Mitos comuns que prejudicam

Rosana Nothen, coordenadora da Central de Transplantes do RS, observa que a conta de que cada doador pode salvar oito vidas é apenas um ex­pediente publicitário. “Dificilmente encontraremos um doador tão completo, até por razões logísticas e de manutenção do órgão. Não é comum. Pode acon­tecer, mas não é exato”. Ela explica que, na Europa, a taxa não chega a três órgãos por doador. Nos Es­tados Unidos, é em torno de cinco por doador e, no Brasil, a média é de 2,5 por doador.

Para que haja doação de órgãos, no Brasil, é necessária a constatação de morte encefálica, que é algo bastante sedimentado na literatura médica. A morte do cérebro faz com que a pessoa pare de respirar. Ausência de respiração provoca parada cardíaca. O coração segue batendo mais um tem­po mas, aos poucos, há a falência. “A necrose vai se instalando na medida em que a circulação não chega mais”.

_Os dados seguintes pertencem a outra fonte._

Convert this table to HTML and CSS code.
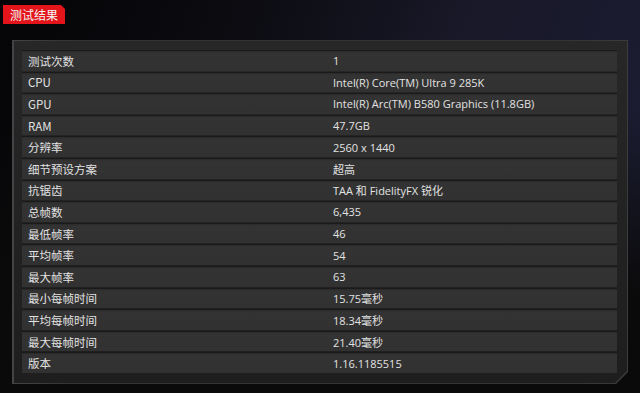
FILE: index.html
```html
<!DOCTYPE html>
<html lang="zh">
<head>
<meta charset="utf-8">
<link rel="stylesheet" href="styles.css">
</head>
<body>
<div class="page">
  <div class="tab">测试结果</div>
  <div class="panel">
    <div class="rows">
      <div class="row"><span class="k">测试次数</span><span class="v">1</span></div>
      <div class="row"><span class="k">CPU</span><span class="v">Intel(R) Core(TM) Ultra 9 285K</span></div>
      <div class="row"><span class="k">GPU</span><span class="v">Intel(R) Arc(TM) B580 Graphics (11.8GB)</span></div>
      <div class="row"><span class="k">RAM</span><span class="v">47.7GB</span></div>
      <div class="row"><span class="k">分辨率</span><span class="v">2560 x 1440</span></div>
      <div class="row"><span class="k">细节预设方案</span><span class="v">超高</span></div>
      <div class="row"><span class="k">抗锯齿</span><span class="v">TAA 和 FidelityFX 锐化</span></div>
      <div class="row"><span class="k">总帧数</span><span class="v">6,435</span></div>
      <div class="row"><span class="k">最低帧率</span><span class="v">46</span></div>
      <div class="row"><span class="k">平均帧率</span><span class="v">54</span></div>
      <div class="row"><span class="k">最大帧率</span><span class="v">63</span></div>
      <div class="row"><span class="k">最小每帧时间</span><span class="v">15.75毫秒</span></div>
      <div class="row"><span class="k">平均每帧时间</span><span class="v">18.34毫秒</span></div>
      <div class="row"><span class="k">最大每帧时间</span><span class="v">21.40毫秒</span></div>
      <div class="row"><span class="k">版本</span><span class="v">1.16.1185515</span></div>
    </div>
  </div>
</div>
</body>
</html>
```
FILE: styles.css
```css
* { box-sizing: border-box; }
html, body { margin: 0; padding: 0; }
body {
  width: 640px;
  height: 393px;
  overflow: hidden;
  font-family: "Open Sans", "Noto Sans CJK SC", sans-serif;
  color: #e2e2e2;
  background:
    linear-gradient(180deg, rgba(0,0,0,0) 0px, rgba(0,0,0,0) 110px, #0a0a0a 300px),
    linear-gradient(110deg, #050507 0%, #0b0b10 30%, #181828 60%, #1d1e35 100%);
}
.page {
  padding: 5px 0 0 3px;
}
.tab {
  width: 62px;
  height: 19px;
  background: #e3141a;
  color: #f4f4f4;
  font-family: "Noto Sans CJK SC", sans-serif;
  font-size: 12px;
  line-height: 19px;
  padding-left: 7px;
  clip-path: polygon(0 0, 58px 0, 62px 4px, 62px 19px, 0 19px);
}
.panel {
  margin: 16px 0 0 9px;
  width: 616px;
  height: 344px;
  background: linear-gradient(90deg, #444444, #333333 10%, #333333 90%, #3c3c3c);
  padding: 1px 1px 1px 2px;
  clip-path: polygon(0 0, 100% 0, 100% calc(100% - 12px), calc(100% - 12px) 100%, 0 100%);
}
.rows {
  height: 100%;
  background: linear-gradient(180deg, #272727, #1e1e1e);
  padding: 9px 10px 10px 8px;
  display: grid;
  grid-template-rows: repeat(15, 1fr);
  row-gap: 1px;
  clip-path: polygon(0 0, 100% 0, 100% calc(100% - 12px), calc(100% - 12px) 100%, 0 100%);
}
.row {
  display: flex;
  align-items: center;
  background: linear-gradient(180deg, #2a2a2a 0px, #333333 2px, #313131 100%);
  border-top: 1px solid #1a1a1a;
  font-size: 11px;
}
.k {
  width: 311px;
  padding-left: 6px;
  font-family: "Noto Sans CJK SC", sans-serif;
  font-size: 11.5px;
}
.v {
  font-family: "Open Sans", "Noto Sans CJK SC", sans-serif;
}
```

A estatística médica aponta que a morte en­cefálica ocorre em 60 de cada um milhão de ha­bitantes. No Rio Grande do Sul esta estatística é comprovada pois, em 2013, foram 579 notificações por morte encefálica em um território com cerca de 10 milhões de habitantes. “Isto significa 32,5% do total. Não é um índice ruim, estamos entre os melhores do país, mas podemos melhorar muito. Há países que chegam a 60 ou 70% das doações”. Rosana informa que, em 2014, os níveis de doações caíram bastante. Ela ainda não pode dizer ao cer­to porque isto ocorreu, mas acredita que eventos como a Copa do Mundo e as ondas de calor podem ter interferido no processo. “O que posso afirmar é que nossa equipe segue seu trabalho obstinado pela captura”.

Em 2013, havia 2 mil pessoas na lista de espera por um órgão e foram computados apenas 200 do­adores. Para a médica, o principal empecilho para se chegar a níveis mais altos de doações é a recu­sa das famílias E o motivo é cultural. “As pessoas falam muito pouco da morte, é como se ela não existisse. Para viver mais feliz é necessário que se confronte, que se perceba que a vida é finita, que vamos perder quem amamos, que a morte é o fim de um processo”.

E ela faz questão de lembrar que a morte ence­fálica é um dos diagnósticos mais bem estabelecidos da Medicina. “A Universidade de Harvard, uma das mais conceituadas do mundo, publicou uma diretriz sobre o assunto, quer dizer, são quase 50 anos de vigência deste conceito”. Esta diretriz aponta que a morte encefálica é irreversível, o desgaste dos ór­gãos é só uma questão de tempo.

Morte encefálica é uma forma muito rara de morrer. Em torno de 2% a 4% ocorrem em ambien­tes hospitalares, que é onde o provável doador esta­rá. Para diagnosticá-la são feitos dois exames clíni­cos mais um exame de imagem ou ainda um exame funcional do cérebro. Pelo menos três médicos es­tarão envolvidos neste processo. “Nunca se certifica a morte encefálica antes de 6 horas e é muito clara, tecnicamente, a diferença entre ela e o coma. Tudo é certificado e assinado.

A médica faz um lembrete: a vida atribulada que se leva hoje, com o crescimento de casos de obesidade, poluição, diabetes, má alimentação/nu­trição, sedentarismo… é mais provável que estejamos dentro da lista para transplantes do que fora dela. O problema pode estar mais perto do que se pensa.